**Your task:** Transcribe the whole listing below without changing a word, but leave out every image.

* * * *

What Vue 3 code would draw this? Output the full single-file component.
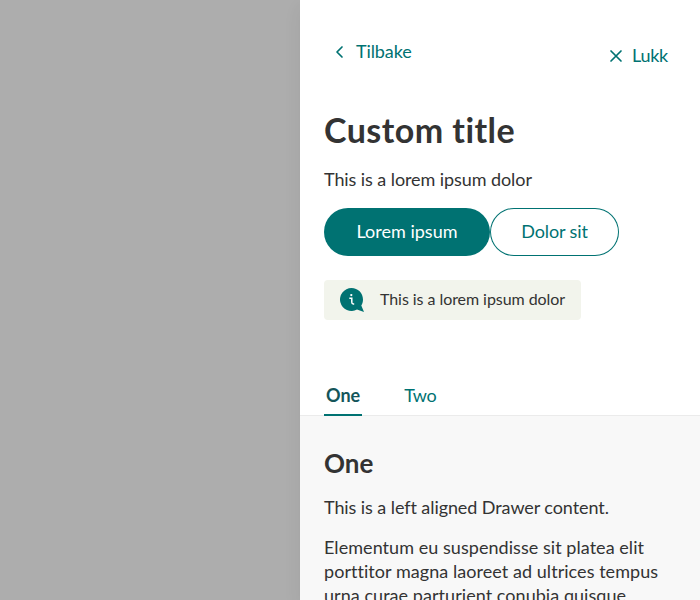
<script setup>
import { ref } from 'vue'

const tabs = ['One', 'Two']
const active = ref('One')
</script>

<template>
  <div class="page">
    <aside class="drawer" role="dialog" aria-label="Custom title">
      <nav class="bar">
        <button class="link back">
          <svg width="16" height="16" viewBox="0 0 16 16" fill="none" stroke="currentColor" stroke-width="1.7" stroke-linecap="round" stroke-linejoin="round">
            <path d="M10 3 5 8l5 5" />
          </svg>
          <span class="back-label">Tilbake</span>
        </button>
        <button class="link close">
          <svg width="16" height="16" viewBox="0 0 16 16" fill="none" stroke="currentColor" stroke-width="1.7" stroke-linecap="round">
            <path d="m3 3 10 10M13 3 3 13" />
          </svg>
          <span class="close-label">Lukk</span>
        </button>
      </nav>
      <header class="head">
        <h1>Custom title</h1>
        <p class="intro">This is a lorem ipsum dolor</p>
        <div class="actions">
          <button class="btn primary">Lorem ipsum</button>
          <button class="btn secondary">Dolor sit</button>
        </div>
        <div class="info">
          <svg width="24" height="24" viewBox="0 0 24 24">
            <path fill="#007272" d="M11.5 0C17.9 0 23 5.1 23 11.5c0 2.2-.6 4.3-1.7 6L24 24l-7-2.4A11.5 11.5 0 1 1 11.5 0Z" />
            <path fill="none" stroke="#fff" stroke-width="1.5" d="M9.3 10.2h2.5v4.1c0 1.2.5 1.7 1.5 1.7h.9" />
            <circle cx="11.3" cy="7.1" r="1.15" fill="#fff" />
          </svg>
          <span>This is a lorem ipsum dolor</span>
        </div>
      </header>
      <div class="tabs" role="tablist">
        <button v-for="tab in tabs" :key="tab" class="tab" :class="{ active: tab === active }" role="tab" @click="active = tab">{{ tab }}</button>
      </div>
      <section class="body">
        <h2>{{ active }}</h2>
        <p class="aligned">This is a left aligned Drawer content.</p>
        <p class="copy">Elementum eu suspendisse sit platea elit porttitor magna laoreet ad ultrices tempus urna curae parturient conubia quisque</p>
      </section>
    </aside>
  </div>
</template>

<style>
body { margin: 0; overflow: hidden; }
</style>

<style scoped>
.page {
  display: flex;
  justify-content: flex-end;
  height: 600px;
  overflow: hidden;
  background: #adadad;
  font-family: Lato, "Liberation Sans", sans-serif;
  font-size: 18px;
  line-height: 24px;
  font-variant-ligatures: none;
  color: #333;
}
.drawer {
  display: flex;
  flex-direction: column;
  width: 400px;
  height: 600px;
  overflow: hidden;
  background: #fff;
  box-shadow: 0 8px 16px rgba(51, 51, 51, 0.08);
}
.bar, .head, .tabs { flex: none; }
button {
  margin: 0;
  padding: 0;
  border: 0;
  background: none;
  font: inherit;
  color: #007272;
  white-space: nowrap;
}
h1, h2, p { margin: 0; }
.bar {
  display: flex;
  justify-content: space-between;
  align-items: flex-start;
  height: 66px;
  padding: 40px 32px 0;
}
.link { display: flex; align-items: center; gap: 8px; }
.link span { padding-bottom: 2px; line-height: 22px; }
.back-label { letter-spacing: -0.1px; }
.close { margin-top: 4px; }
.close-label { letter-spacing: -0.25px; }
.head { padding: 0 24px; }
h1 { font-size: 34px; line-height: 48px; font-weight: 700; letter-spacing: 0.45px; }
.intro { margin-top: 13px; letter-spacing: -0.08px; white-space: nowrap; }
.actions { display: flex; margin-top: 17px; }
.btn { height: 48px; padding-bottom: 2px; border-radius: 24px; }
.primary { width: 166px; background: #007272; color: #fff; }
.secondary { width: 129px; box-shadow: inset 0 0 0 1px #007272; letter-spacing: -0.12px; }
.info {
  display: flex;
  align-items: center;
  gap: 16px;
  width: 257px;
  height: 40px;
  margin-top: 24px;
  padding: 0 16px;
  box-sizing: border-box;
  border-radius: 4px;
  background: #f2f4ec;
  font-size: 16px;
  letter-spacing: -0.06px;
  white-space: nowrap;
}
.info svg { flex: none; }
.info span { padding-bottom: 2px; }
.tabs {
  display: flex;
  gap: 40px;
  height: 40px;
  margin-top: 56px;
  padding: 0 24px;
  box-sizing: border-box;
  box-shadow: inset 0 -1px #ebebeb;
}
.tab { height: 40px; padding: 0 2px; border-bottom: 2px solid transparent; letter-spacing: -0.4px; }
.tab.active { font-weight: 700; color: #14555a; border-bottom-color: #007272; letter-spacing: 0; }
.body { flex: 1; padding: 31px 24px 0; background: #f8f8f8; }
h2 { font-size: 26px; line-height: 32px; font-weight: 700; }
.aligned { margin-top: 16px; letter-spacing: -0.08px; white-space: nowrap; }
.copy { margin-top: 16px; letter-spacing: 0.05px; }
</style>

* * * *

**Result of the task:**
What Vue 3 code would draw this? Output the full single-file component.
<script setup>
import { ref } from 'vue'

const tabs = ['One', 'Two']
const active = ref('One')
</script>

<template>
  <div class="page">
    <aside class="drawer" role="dialog" aria-label="Custom title">
      <nav class="bar">
        <button class="link back">
          <svg width="16" height="16" viewBox="0 0 16 16" fill="none" stroke="currentColor" stroke-width="1.7" stroke-linecap="round" stroke-linejoin="round">
            <path d="M10 3 5 8l5 5" />
          </svg>
          <span class="back-label">Tilbake</span>
        </button>
        <button class="link close">
          <svg width="16" height="16" viewBox="0 0 16 16" fill="none" stroke="currentColor" stroke-width="1.7" stroke-linecap="round">
            <path d="m3 3 10 10M13 3 3 13" />
          </svg>
          <span class="close-label">Lukk</span>
        </button>
      </nav>
      <header class="head">
        <h1>Custom title</h1>
        <p class="intro">This is a lorem ipsum dolor</p>
        <div class="actions">
          <button class="btn primary">Lorem ipsum</button>
          <button class="btn secondary">Dolor sit</button>
        </div>
        <div class="info">
          <svg width="24" height="24" viewBox="0 0 24 24">
            <path fill="#007272" d="M11.5 0C17.9 0 23 5.1 23 11.5c0 2.2-.6 4.3-1.7 6L24 24l-7-2.4A11.5 11.5 0 1 1 11.5 0Z" />
            <path fill="none" stroke="#fff" stroke-width="1.5" d="M9.3 10.2h2.5v4.1c0 1.2.5 1.7 1.5 1.7h.9" />
            <circle cx="11.3" cy="7.1" r="1.15" fill="#fff" />
          </svg>
          <span>This is a lorem ipsum dolor</span>
        </div>
      </header>
      <div class="tabs" role="tablist">
        <button v-for="tab in tabs" :key="tab" class="tab" :class="{ active: tab === active }" role="tab" @click="active = tab">{{ tab }}</button>
      </div>
      <section class="body">
        <h2>{{ active }}</h2>
        <p class="aligned">This is a left aligned Drawer content.</p>
        <p class="copy">Elementum eu suspendisse sit platea elit porttitor magna laoreet ad ultrices tempus urna curae parturient conubia quisque</p>
      </section>
    </aside>
  </div>
</template>

<style>
body { margin: 0; overflow: hidden; }
</style>

<style scoped>
.page {
  display: flex;
  justify-content: flex-end;
  height: 600px;
  overflow: hidden;
  background: #adadad;
  font-family: Lato, "Liberation Sans", sans-serif;
  font-size: 18px;
  line-height: 24px;
  font-variant-ligatures: none;
  color: #333;
}
.drawer {
  display: flex;
  flex-direction: column;
  width: 400px;
  height: 600px;
  overflow: hidden;
  background: #fff;
  box-shadow: 0 8px 16px rgba(51, 51, 51, 0.08);
}
.bar, .head, .tabs { flex: none; }
button {
  margin: 0;
  padding: 0;
  border: 0;
  background: none;
  font: inherit;
  color: #007272;
  white-space: nowrap;
}
h1, h2, p { margin: 0; }
.bar {
  display: flex;
  justify-content: space-between;
  align-items: flex-start;
  height: 66px;
  padding: 40px 32px 0;
}
.link { display: flex; align-items: center; gap: 8px; }
.link span { padding-bottom: 2px; line-height: 22px; }
.back-label { letter-spacing: -0.1px; }
.close { margin-top: 4px; }
.close-label { letter-spacing: -0.25px; }
.head { padding: 0 24px; }
h1 { font-size: 34px; line-height: 48px; font-weight: 700; letter-spacing: 0.45px; }
.intro { margin-top: 13px; letter-spacing: -0.08px; white-space: nowrap; }
.actions { display: flex; margin-top: 17px; }
.btn { height: 48px; padding-bottom: 2px; border-radius: 24px; }
.primary { width: 166px; background: #007272; color: #fff; }
.secondary { width: 129px; box-shadow: inset 0 0 0 1px #007272; letter-spacing: -0.12px; }
.info {
  display: flex;
  align-items: center;
  gap: 16px;
  width: 257px;
  height: 40px;
  margin-top: 24px;
  padding: 0 16px;
  box-sizing: border-box;
  border-radius: 4px;
  background: #f2f4ec;
  font-size: 16px;
  letter-spacing: -0.06px;
  white-space: nowrap;
}
.info svg { flex: none; }
.info span { padding-bottom: 2px; }
.tabs {
  display: flex;
  gap: 40px;
  height: 40px;
  margin-top: 56px;
  padding: 0 24px;
  box-sizing: border-box;
  box-shadow: inset 0 -1px #ebebeb;
}
.tab { height: 40px; padding: 0 2px; border-bottom: 2px solid transparent; letter-spacing: -0.4px; }
.tab.active { font-weight: 700; color: #14555a; border-bottom-color: #007272; letter-spacing: 0; }
.body { flex: 1; padding: 31px 24px 0; background: #f8f8f8; }
h2 { font-size: 26px; line-height: 32px; font-weight: 700; }
.aligned { margin-top: 16px; letter-spacing: -0.08px; white-space: nowrap; }
.copy { margin-top: 16px; letter-spacing: 0.05px; }
</style>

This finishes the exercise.